"Only the Super-Rich Can Save Us!"
- First edition
- Author: Ralph Nader
- Language: English
- Genre: Semi-fiction
- Publisher: Seven Stories Press
- Publication date: 22 September 2009
- Publication place: United States
- Media type: Print (hardcover)
- Pages: 736 pp
- ISBN: 1-58322-903-5
- OCLC: 351302240
- Dewey Decimal: 361.7/40973 22
- LC Class: HV27 .N33 2009

= Only the Super-Rich Can Save Us! =

2009 novel by Ralph Nader

Only the Super-Rich Can Save Us! is a 2009 work of fiction by American political activist Ralph Nader, described by him as a practical utopia, in the style of Edward Bellamy's 1888 utopian novel Looking Backwards.
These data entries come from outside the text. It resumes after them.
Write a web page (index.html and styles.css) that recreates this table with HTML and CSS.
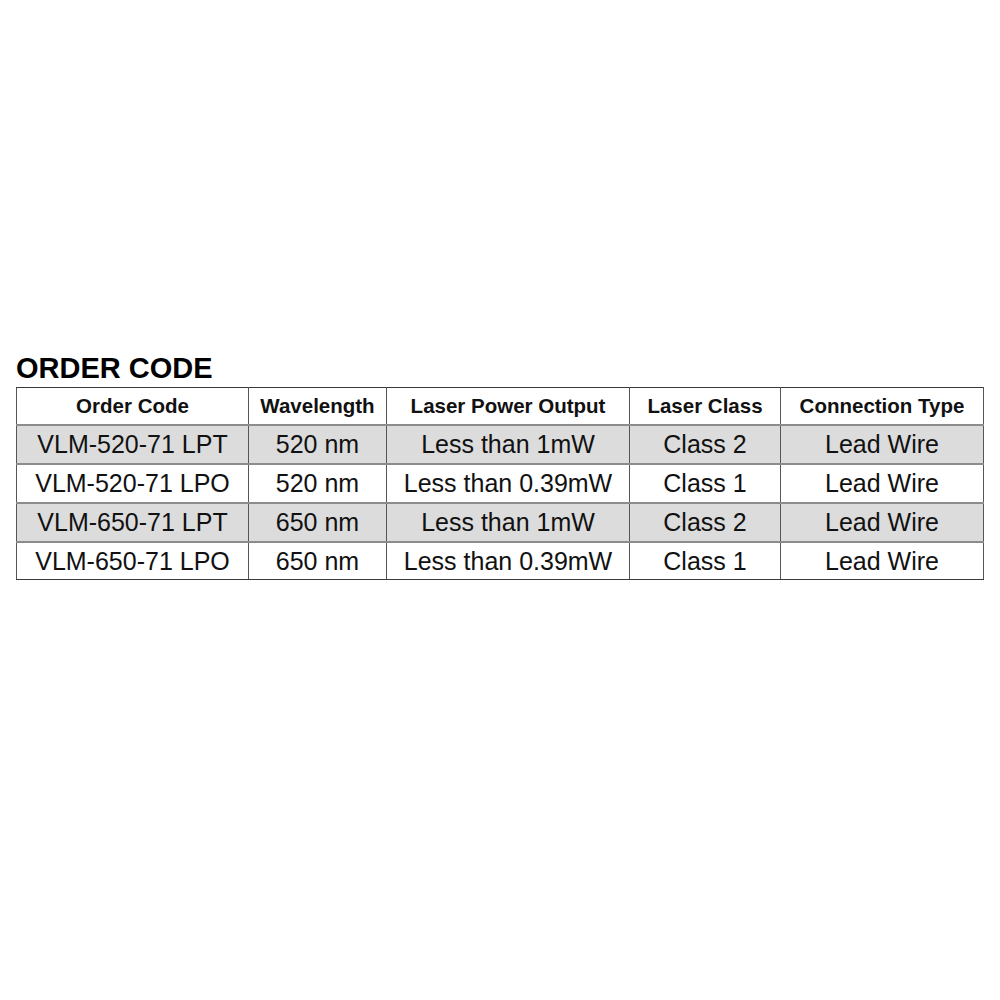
FILE: index.html
```html
<!DOCTYPE html>
<html>
<head>
<meta charset="utf-8">
<link rel="stylesheet" href="styles.css">
</head>
<body>
<div class="page">
  <h1 class="title">ORDER CODE</h1>
  <table class="codes">
    <colgroup>
      <col class="c1"><col class="c2"><col class="c3"><col class="c4"><col class="c5">
    </colgroup>
    <thead>
      <tr><th>Order Code</th><th>Wavelength</th><th>Laser Power Output</th><th>Laser Class</th><th>Connection Type</th></tr>
    </thead>
    <tbody>
      <tr class="shade"><td>VLM-520-71 LPT</td><td>520 nm</td><td>Less than 1mW</td><td>Class 2</td><td>Lead Wire</td></tr>
      <tr><td>VLM-520-71 LPO</td><td>520 nm</td><td>Less than 0.39mW</td><td>Class 1</td><td>Lead Wire</td></tr>
      <tr class="shade"><td>VLM-650-71 LPT</td><td>650 nm</td><td>Less than 1mW</td><td>Class 2</td><td>Lead Wire</td></tr>
      <tr class="last"><td>VLM-650-71 LPO</td><td>650 nm</td><td>Less than 0.39mW</td><td>Class 1</td><td>Lead Wire</td></tr>
    </tbody>
  </table>
</div>
</body>
</html>
```
FILE: styles.css
```css
html, body {
  margin: 0;
  padding: 0;
  background: #ffffff;
}
.page {
  padding: 354px 16px 0 16px;
  font-family: "Liberation Sans", Arial, sans-serif;
  color: #111111;
}
.title {
  margin: 0 0 4px 0;
  font-size: 29px;
  line-height: 29px;
  font-weight: bold;
  color: #000;
}
.codes {
  width: 967px;
  border-collapse: collapse;
  table-layout: fixed;
  border: 1px solid #3a3a3a;
}
.c1 { width: 232px; }
.c2 { width: 138px; }
.c3 { width: 243px; }
.c4 { width: 151px; }
.c5 { width: 203px; }
.codes th, .codes td {
  padding: 0;
  text-align: center;
  vertical-align: middle;
  border-left: 1px solid #555555;
  border-right: 1px solid #555555;
  border-top: 2px solid #8c8c8c;
  border-bottom: 2px solid #8c8c8c;
  white-space: nowrap;
}
.codes th {
  font-size: 20.5px;
  font-weight: bold;
  height: 36px;
  border-top: 1px solid #3a3a3a;
}
.codes td {
  font-size: 25px;
  height: 37px;
}
.codes .last td {
  height: 36px;
  border-bottom: 1px solid #3a3a3a;
}
.shade td {
  background: #dcdcdc;
}
```
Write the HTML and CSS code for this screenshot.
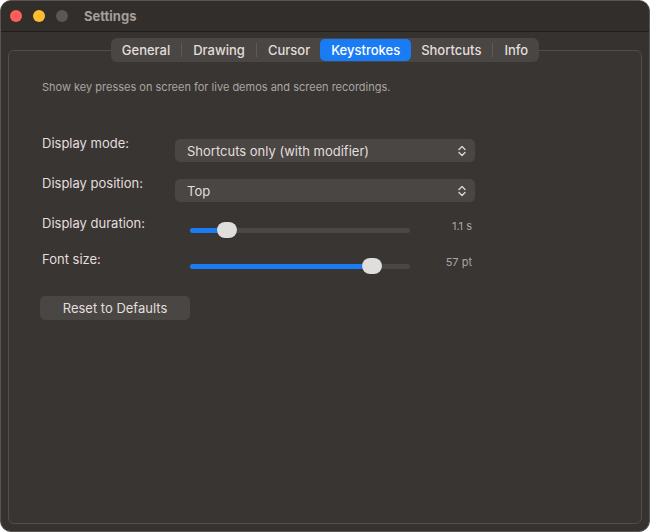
FILE: index.html
```html
<!DOCTYPE html>
<html lang="en">
<head>
    <meta charset="UTF-8">
    <title>Settings</title>
    <link rel="stylesheet" href="styles.css">
</head>
<body>
    <div class="window">
        <div class="titlebar">
            <span class="light red"></span>
            <span class="light yellow"></span>
            <span class="light off"></span>
            <span class="title">Settings</span>
        </div>

        <div class="content">
            <div class="tabs">
                <span class="tab">General</span>
                <span class="sep"></span>
                <span class="tab">Drawing</span>
                <span class="sep"></span>
                <span class="tab">Cursor</span>
                <span class="tab active">Keystrokes</span>
                <span class="tab">Shortcuts</span>
                <span class="sep"></span>
                <span class="tab">Info</span>
            </div>

            <div class="group">
                <p class="description">Show key presses on screen for live demos and screen recordings.</p>

                <div class="row">
                    <label>Display mode:</label>
                    <div class="popup">
                        <span>Shortcuts only (with modifier)</span>
                        <svg class="chevron" width="8" height="12" viewBox="0 0 8 12"><path d="M1 4.5 L4 1.5 L7 4.5 M1 7.5 L4 10.5 L7 7.5" fill="none" stroke="#d8d4d2" stroke-width="1.4" stroke-linecap="round" stroke-linejoin="round"/></svg>
                    </div>
                </div>

                <div class="row">
                    <label>Display position:</label>
                    <div class="popup">
                        <span>Top</span>
                        <svg class="chevron" width="8" height="12" viewBox="0 0 8 12"><path d="M1 4.5 L4 1.5 L7 4.5 M1 7.5 L4 10.5 L7 7.5" fill="none" stroke="#d8d4d2" stroke-width="1.4" stroke-linecap="round" stroke-linejoin="round"/></svg>
                    </div>
                </div>

                <div class="row">
                    <label>Display duration:</label>
                    <div class="slider">
                        <div class="track">
                            <div class="fill" style="width: 37px"></div>
                            <div class="thumb" style="left: 37px"></div>
                        </div>
                        <span class="value">1.1 s</span>
                    </div>
                </div>

                <div class="row">
                    <label>Font size:</label>
                    <div class="slider">
                        <div class="track">
                            <div class="fill" style="width: 182px"></div>
                            <div class="thumb" style="left: 182px"></div>
                        </div>
                        <span class="value">57 pt</span>
                    </div>
                </div>

                <button class="reset">Reset to Defaults</button>
            </div>
        </div>
    </div>
</body>
</html>
```

FILE: styles.css
```css
body {
    margin: 0;
    background-color: #fff;
    font-family: Inter, "Noto Sans", sans-serif;
}
.window {
    box-sizing: border-box;
    width: 650px;
    height: 532px;
    border: 1px solid #5a5653;
    border-radius: 11px;
    background-color: #363230;
    overflow: hidden;
    display: flex;
    flex-direction: column;
}
.titlebar {
    height: 30px;
    flex: none;
    display: flex;
    align-items: center;
    padding-left: 9px;
    background-color: #322e2c;
    border-bottom: 1px solid #201e1d;
}
.light {
    width: 12px;
    height: 12px;
    border-radius: 50%;
    margin-right: 11px;
}
.red { background-color: #ff5f57; }
.yellow { background-color: #febc2e; }
.off { background-color: #5b5754; }
.title {
    margin-left: 5px;
    font-size: 13px;
    font-weight: 700;
    color: #a39f9c;
}
.content {
    flex: 1;
    display: flex;
    flex-direction: column;
    padding: 6px 7px 7px 7px;
}
.tabs {
    align-self: center;
    position: relative;
    z-index: 1;
    display: flex;
    align-items: center;
    height: 24px;
    padding: 0 1px;
    margin-bottom: -12px;
    background-color: #4a4644;
    border-radius: 6px;
    font-size: 13px;
    font-weight: 500;
    color: #e2dedc;
}
.tab {
    padding: 0 10px;
    line-height: 22px;
    border-radius: 5px;
}
.tab.active {
    background-color: #1a7cf5;
    color: #fff;
    padding: 0 11px;
}
.sep {
    width: 1px;
    height: 14px;
    background-color: #5e5a57;
    margin: 0 1px;
}
.group {
    flex: 1;
    border: 1px solid #524e4b;
    border-radius: 6px;
    background-color: #393533;
    padding: 29px 33px 0 33px;
}
.description {
    margin: 0 0 41px 0;
    font-size: 11px;
    line-height: 14px;
    color: #a9a5a2;
}
.row {
    display: flex;
    align-items: flex-start;
    margin-bottom: 13px;
}
label {
    width: 133px;
    flex: none;
    font-size: 13px;
    line-height: 16px;
    color: #e2dedc;
}
.popup {
    width: 300px;
    height: 23px;
    margin-top: 4px;
    box-sizing: border-box;
    display: flex;
    align-items: center;
    justify-content: space-between;
    padding: 0 9px 0 12px;
    background-color: #4a4644;
    border-radius: 5px;
    font-size: 13px;
    color: #e2dedc;
}
.slider {
    display: flex;
    align-items: center;
    height: 16px;
    margin-top: 7px;
}
.track {
    position: relative;
    width: 220px;
    height: 5px;
    margin-left: 15px;
    border-radius: 3px;
    background-color: #4b4745;
}
.fill {
    height: 5px;
    border-radius: 3px;
    background-color: #1a7cf5;
}
.thumb {
    position: absolute;
    top: -6px;
    width: 20px;
    height: 16px;
    margin-left: -10px;
    border-radius: 8px;
    background-color: #e0dedd;
    box-shadow: 0 0 1px rgba(0,0,0,0.4);
}
.value {
    width: 62px;
    text-align: right;
    font-size: 11px;
    color: #a9a5a2;
    margin-top: -8px;
}
.reset {
    margin-top: 9px;
    margin-left: -2px;
    width: 150px;
    height: 24px;
    border: none;
    border-radius: 5px;
    background-color: #4a4644;
    font-family: Inter, "Noto Sans", sans-serif;
    font-size: 13px;
    color: #e2dedc;
}
```
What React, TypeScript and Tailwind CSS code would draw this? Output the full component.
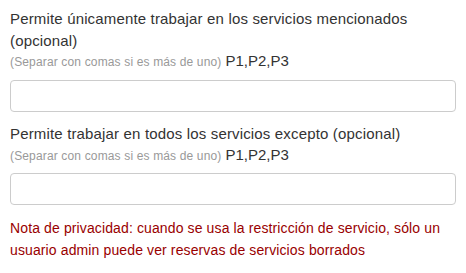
export default function App() {
  return (
    <div className="w-[466px] h-[273px] bg-white px-[10px] pt-[8px]" style={{ fontFamily: '"Liberation Sans", Arial, sans-serif' }}>
      <div className="text-[15px] leading-[22px] tracking-[0.16px] text-[#333]">
        Permite únicamente trabajar en los servicios mencionados (opcional)
      </div>
      <div className="text-[14px] leading-[18px] h-[18px] whitespace-nowrap">
        <span className="text-[12px] leading-[18px] tracking-[0.15px] text-[#999]">(Separar con comas si es más de uno)</span>{' '}
        <span className="text-[15px] leading-[18px] text-[#333]">P1,P2,P3</span>
      </div>
      <input className="mt-[10px] block w-full h-[32px] border border-[#ccc] rounded-[4px] bg-white" />
      <div className="mt-[11px] text-[15px] leading-[22px] tracking-[0.16px] text-[#333]">
        Permite trabajar en todos los servicios excepto (opcional)
      </div>
      <div className="mt-[1px] text-[14px] leading-[18px] h-[18px] whitespace-nowrap">
        <span className="text-[12px] leading-[18px] tracking-[0.15px] text-[#999]">(Separar con comas si es más de uno)</span>{' '}
        <span className="text-[15px] leading-[18px] text-[#333]">P1,P2,P3</span>
      </div>
      <input className="mt-[9px] block w-full h-[32px] border border-[#ccc] rounded-[4px] bg-white" />
      <div className="mt-[12px] text-[14px] leading-[22px] tracking-[0.12px] text-[#990000]">
        Nota de privacidad: cuando se usa la restricción de servicio, sólo un usuario admin puede ver reservas de servicios borrados
      </div>
    </div>
  );
}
Nader wrote the book to inspire imaginative solutions to the problem of corrupt politicians and financial institutions.

== Similarity to Atlas Shrugged ==
Just as Atlas Shrugged, by conservative author Ayn Rand, portrayed self-interested successful capitalists working to create a "Utopia of Greed" that is free from government, Only the Super-Rich Can Save Us! portrays an altruistic group of super-rich individuals working to "re-make government", where "the rebellious rich take on the reigning rich."

The novel's protagonist is inspired by Warren Buffett. On August 14, 2011, Warren Buffett wrote an influential op-ed entitled "Stop Coddling the Super-rich", which argues that the super-rich should bear more responsibility and pay their "fair share" of taxes.